In August, Verizon reportedly launched its 5G mobile edge compute live for developers with AWS Wavelength at 5G Edge locations in Boston and the Bay Area.
Virtualizing the RAN, like the virtualization work previously completed in the core of the network, is designed to decouple software and hardware functionality enabling the network to be built on general purpose hardware, according to Verizon. In addition, the company said in the release, using Common Off-The-Shelf (COTS) hardware leads to greater flexibility and agility in the introduction of new products and services.
“Virtualizing the entire network from the core to the edge has been a massive, multi-year redesign effort of our network architecture that simplifies and modernizes our entire network,” said Adam Koeppe, SVP, Technology and Planning, Verizon. “Verizon has been on the leading edge of virtualizing the core over the past few years and has been bullish in the design and development of open RAN technology, as well as in the testing of that technology with great success.”
This virtualization reportedly will also lower the barrier to entry for new vendors in the ecosystem.
“Massive scale IOT solutions, more robust consumer devices and solutions, AR/VR, remote healthcare, autonomous robotics in manufacturing environments, and ubiquitous smart city solutions are only some of the ways we will be able to deliver the promise of the digital world. Advancements in virtualization technology are critical steps towards that realization,” added Koeppe.

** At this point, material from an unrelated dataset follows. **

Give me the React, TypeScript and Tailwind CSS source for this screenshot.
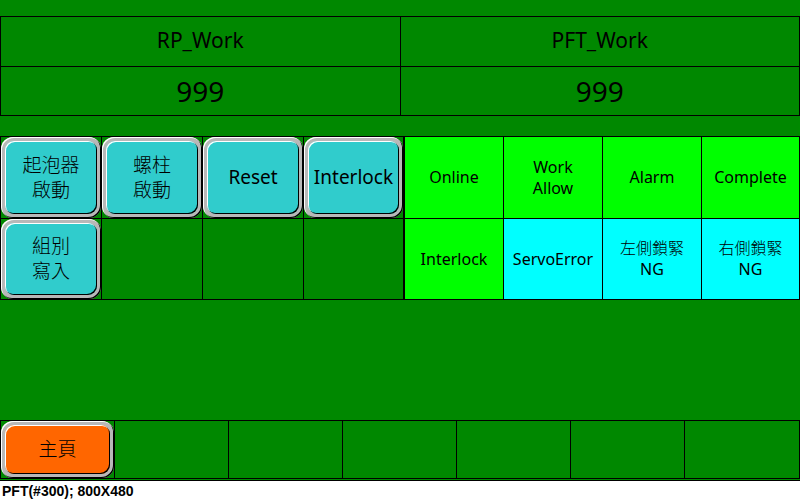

Verizon coordinated with many partners in this demonstration. Samsung provided its commercial 5G virtualized RAN solution, consisting of a virtualized Central Unit (vCU), a virtualized Distributed Unit (vDU), and radio units. The solution can provide mobile operators with improved efficiency, flexibility, and management benefits through the deployment of a software-based 5G radio infrastructure. Intel provided its Intel Xeon Scalable processor, Intel FPGA Programmable Acceleration Card (Intel FPGA PAC) N3000, Intel Ethernet Network Adapter XXV710, and its FlexRAN software reference architecture. Wind River is providing a cloud-native, Kubernetes- and container-based software infrastructure, to deliver lowered latency and high availability for national deployment of virtualized 5G RAN.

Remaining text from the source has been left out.